The original context was to underwrite the following value judgement in epistemology:

(TD1) Consciously inferred beliefs are more intrinsically epistemically valuable than basic beliefs.

The premise which gets us from (VI) to (TD1) is something like

(L) Conscious inference is guided by ideals and basic beliefs are not.

The conclusion I'd like to draw is parallel to that others--especially Jon Kvanvig--have drawn about knowledge and other states: roughly, let's focus on what's really valuable. I'm saying that just as epistemic virtues are arguably more valuable than knowledge and so deserve a greater share of the attention of epistemologists, likewise inferentially justified beliefs are more valuable than basic justified beliefs and so deserve a greater share of the attention of epistemologists.
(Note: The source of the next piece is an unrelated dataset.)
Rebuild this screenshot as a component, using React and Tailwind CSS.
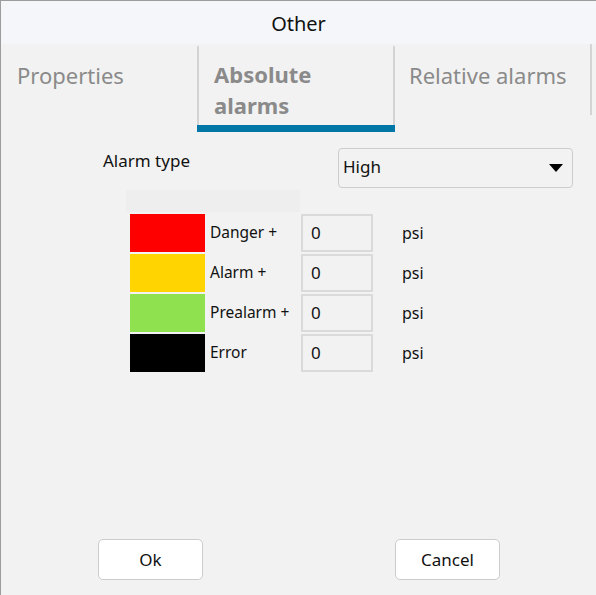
import React from "react";

const rows = [
  { label: "Danger +", color: "bg-[#ff0000]" },
  { label: "Alarm +", color: "bg-[#ffd400]" },
  { label: "Prealarm +", color: "bg-[#8fe14f]" },
  { label: "Error", color: "bg-[#000000]" },
];

export default function App() {
  return (
    <div
      className="w-[596px] h-[595px] flex flex-col bg-[#f2f2f2] border-l border-t border-[#9c9c9c] text-[#111] overflow-hidden"
      style={{ fontFamily: '"Noto Sans", "Open Sans", sans-serif' }}
    >
      {/* title bar */}
      <div className="h-[43px] shrink-0 bg-[#f4f6f9] flex items-center justify-center text-[20px] pt-[2px]">
        Other
      </div>

      {/* tabs */}
      <div className="h-[87px] shrink-0 flex items-start text-[#8a8a8a] text-[22px] leading-[31px]">
        <div className="w-[196px] pl-[16px] pt-[16px]">Properties</div>
        <div className="w-[198px] flex flex-col">
          <div className="h-[79px] mt-[2px] border-l-2 border-r-2 border-[#d4d4d4] pl-[15px] pt-[13px] font-bold">
            Absolute
            <br />
            alarms
          </div>
          <div className="h-[7px] bg-[#0077a6]" />
        </div>
        <div className="w-[197px] h-[71px] border-r-2 border-[#d4d4d4] pl-[14px] pt-[16px]">
          Relative alarms
        </div>
      </div>

      {/* body */}
      <div className="flex-1 flex flex-col">
        <div className="flex items-start mt-[17px]">
          <div className="ml-[102px] w-[235px] text-[17px]">Alarm type</div>
          <div className="w-[235px] h-[40px] rounded-[4px] border border-[#cccccc] bg-[#f2f2f2] flex items-center justify-between pl-[4px] pr-[9px] text-[17px]">
            <span className="mb-[3px]">High</span>
            <svg width="14" height="8" viewBox="0 0 14 8">
              <polygon points="0,0 14,0 7,8" fill="#000" />
            </svg>
          </div>
        </div>

        <div className="ml-[125px] mt-[2px] w-[174px] h-[22px] bg-[#eeeeee]" />

        <div className="flex flex-col gap-[2px] mt-[2px]">
          {rows.map((r) => (
            <div key={r.label} className="flex items-center h-[38px]">
              <div className={`ml-[129px] w-[75px] h-[38px] ${r.color}`} />
              <div className="w-[96px] pl-[5px] text-[15.5px]">{r.label}</div>
              <div className="w-[72px] h-[38px] border-2 border-[#dadada] flex items-center pl-[8px] text-[17px]">
                0
              </div>
              <div className="ml-[29px] text-[16px]">psi</div>
            </div>
          ))}
        </div>

        <div className="flex mt-auto mb-[15px]">
          <button className="ml-[97px] w-[105px] h-[41px] bg-white border border-[#cccccc] rounded-[5px] text-[17px]">
            Ok
          </button>
          <button className="ml-[192px] w-[105px] h-[41px] bg-white border border-[#cccccc] rounded-[5px] text-[17px]">
            Cancel
          </button>
        </div>
      </div>
    </div>
  );
}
Foundationalists have spent waaaaaaaaay too much time in my opinion on trying to come up with theories of justification for perceptual beliefs. The dilemma is always the same: either you intellectualize justified belief by saying that it takes second-order thought to have justified perceptual beliefs and thus rule out lots of simple kinds of justified belief which is mostly "autonomic" or you let in any old autonomic belief and suddenly it looks like clairvoyants have justified beliefs. The literature is as thick as the Gettier literature from the 70's.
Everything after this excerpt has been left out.